Around the same time I posted that Elizabeth Gilbert quote last summer, I was going through boxes of old memories when I found the ticket stub of the first concert I attended. On June 28, 1990, when I was fifteen years old, I traveled with a group of friends from our small town of Spring Arbor in Jackson County all the way to Pine Knob to see Depeche Mode. On a school night! At the time, one of their biggest hits was a song called “Enjoy the Silence.” Little did I know that sentiment would be a central theme of my life almost exactly 36 years later. The type of silence here at the inn is so ever-present that you only notice it when it’s broken. It is unique from my old life in that there is almost no background noise, so you notice the smallest of sounds: the bullfrogs twanging and mooing from the edges of the pond, the breeze blowing through the trees, a single-engine plane passing overhead. Our surroundings are so vast and quiet that you can sometimes hear a dog barking from half a mile away. Our nearest neighbors are at least two or three football fields away from us, and we can sometimes hear them talking in their yards. When you hear a car coming, you notice and wonder who it might be.

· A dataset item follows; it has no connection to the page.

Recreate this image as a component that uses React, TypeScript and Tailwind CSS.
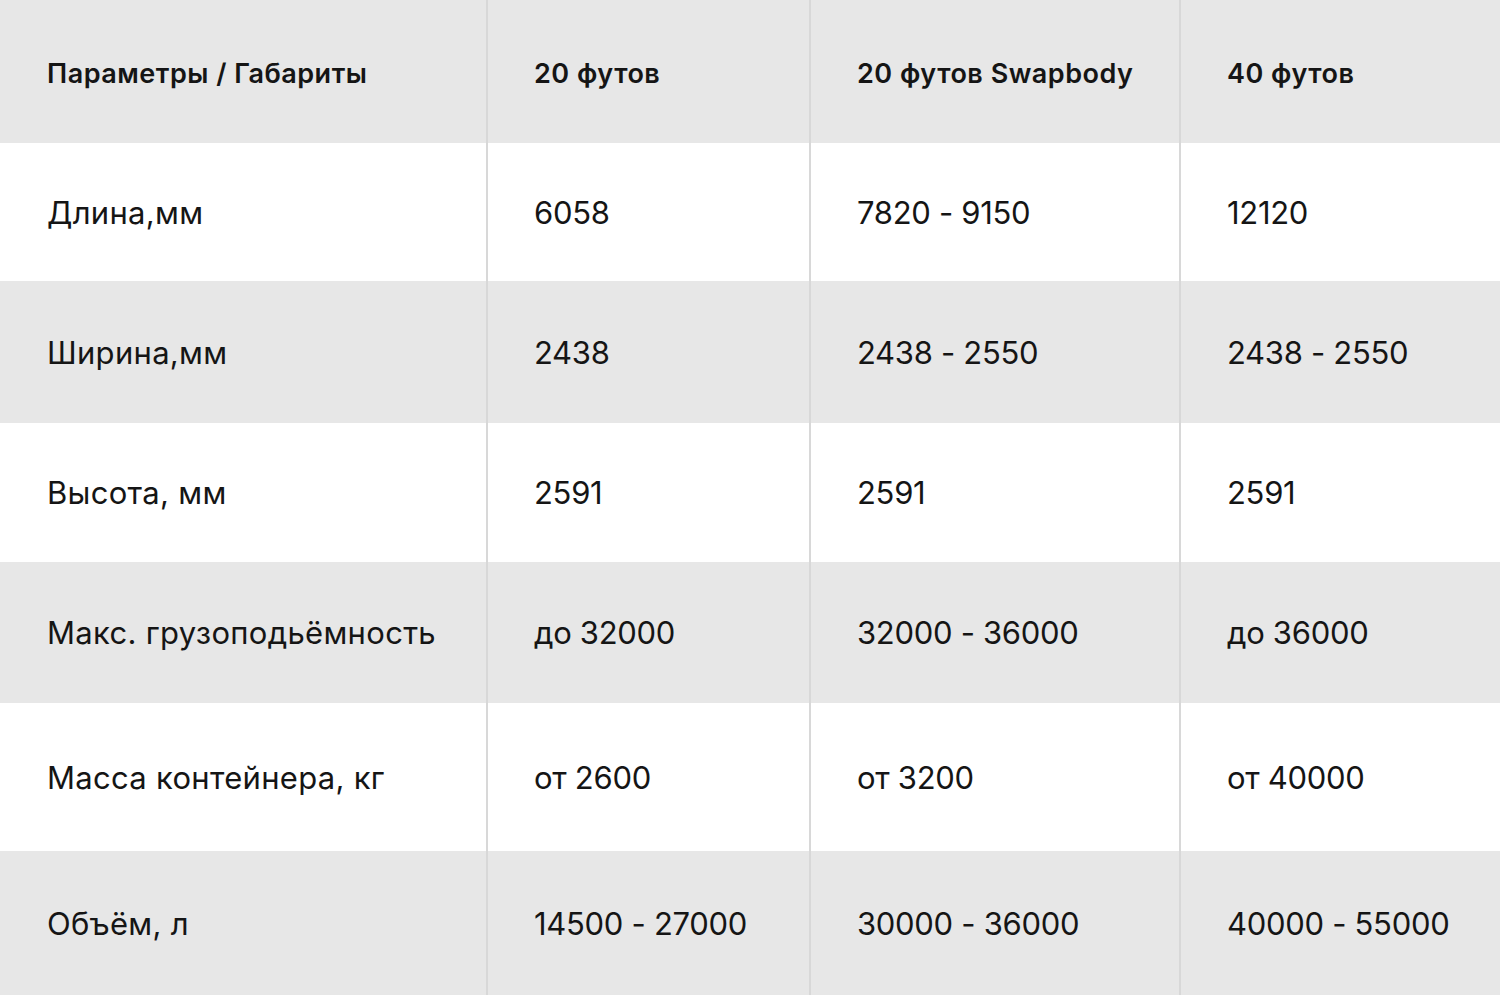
const rows: { label: string; values: string[]; h: string; gray: boolean }[] = [
  { label: "Длина,мм", values: ["6058", "7820 - 9150", "12120"], h: "h-[138px]", gray: false },
  { label: "Ширина,мм", values: ["2438", "2438 - 2550", "2438 - 2550"], h: "h-[142px]", gray: true },
  { label: "Высота, мм", values: ["2591", "2591", "2591"], h: "h-[139px]", gray: false },
  { label: "Макс. грузоподьёмность", values: ["до 32000", "32000 - 36000", "до 36000"], h: "h-[141px]", gray: true },
  { label: "Масса контейнера, кг", values: ["от 2600", "от 3200", "от 40000"], h: "h-[148px]", gray: false },
  { label: "Объём, л", values: ["14500 - 27000", "30000 - 36000", "40000 - 55000"], h: "h-[144px]", gray: true },
];

const headers = ["Параметры / Габариты", "20 футов", "20 футов Swapbody", "40 футов"];

export default function App() {
  return (
    <div
      className="w-[1500px] h-[995px] bg-white text-[#151515] overflow-hidden"
      style={{ fontFamily: "Inter, 'Noto Sans', sans-serif" }}
    >
      <div className="grid grid-cols-[486px_323px_370px_321px]">
        {headers.map((h, i) => (
          <div
            key={h}
            className={
              "h-[143px] flex items-center pt-[6px] bg-[#e7e7e7] text-[27px] font-semibold tracking-[0.5px] " +
              (i === 0 ? "pl-[47px]" : "pl-[46px] border-l-2 border-[#d8d8d8]")
            }
          >
            {h}
          </div>
        ))}
        {rows.map((r) => (
          <>
            <div
              key={r.label}
              className={
                r.h +
                " flex items-center pt-[2px] pl-[47px] text-[31px] tracking-[0.3px] " +
                (r.gray ? "bg-[#e7e7e7]" : "bg-white")
              }
            >
              {r.label}
            </div>
            {r.values.map((v, j) => (
              <div
                key={r.label + j}
                className={
                  r.h +
                  " flex items-center pt-[2px] pl-[46px] text-[31px] tracking-[-0.3px] border-l-2 border-[#d8d8d8] " +
                  (r.gray ? "bg-[#e7e7e7]" : "bg-white")
                }
              >
                {v}
              </div>
            ))}
          </>
        ))}
      </div>
    </div>
  );
}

I have come to appreciate how the quiet around here draws my attention to things I’ve never noticed before. These little noticings are built-in reminders to be present. It reminds me of a quote by a famous philosopher I first became acquainted with in the late 1980s by the name of Ferris Bueller: “Life moves pretty fast. If you don’t stop and look around once in a while, you could miss it.” I realize that the invitation to pause and be still is one of the greatest gifts the inn has to offer, and it is one of the reasons our guests find it to be so special. It is a place that invites you to stop and look around, both outside and inside yourself, and enjoy the silence.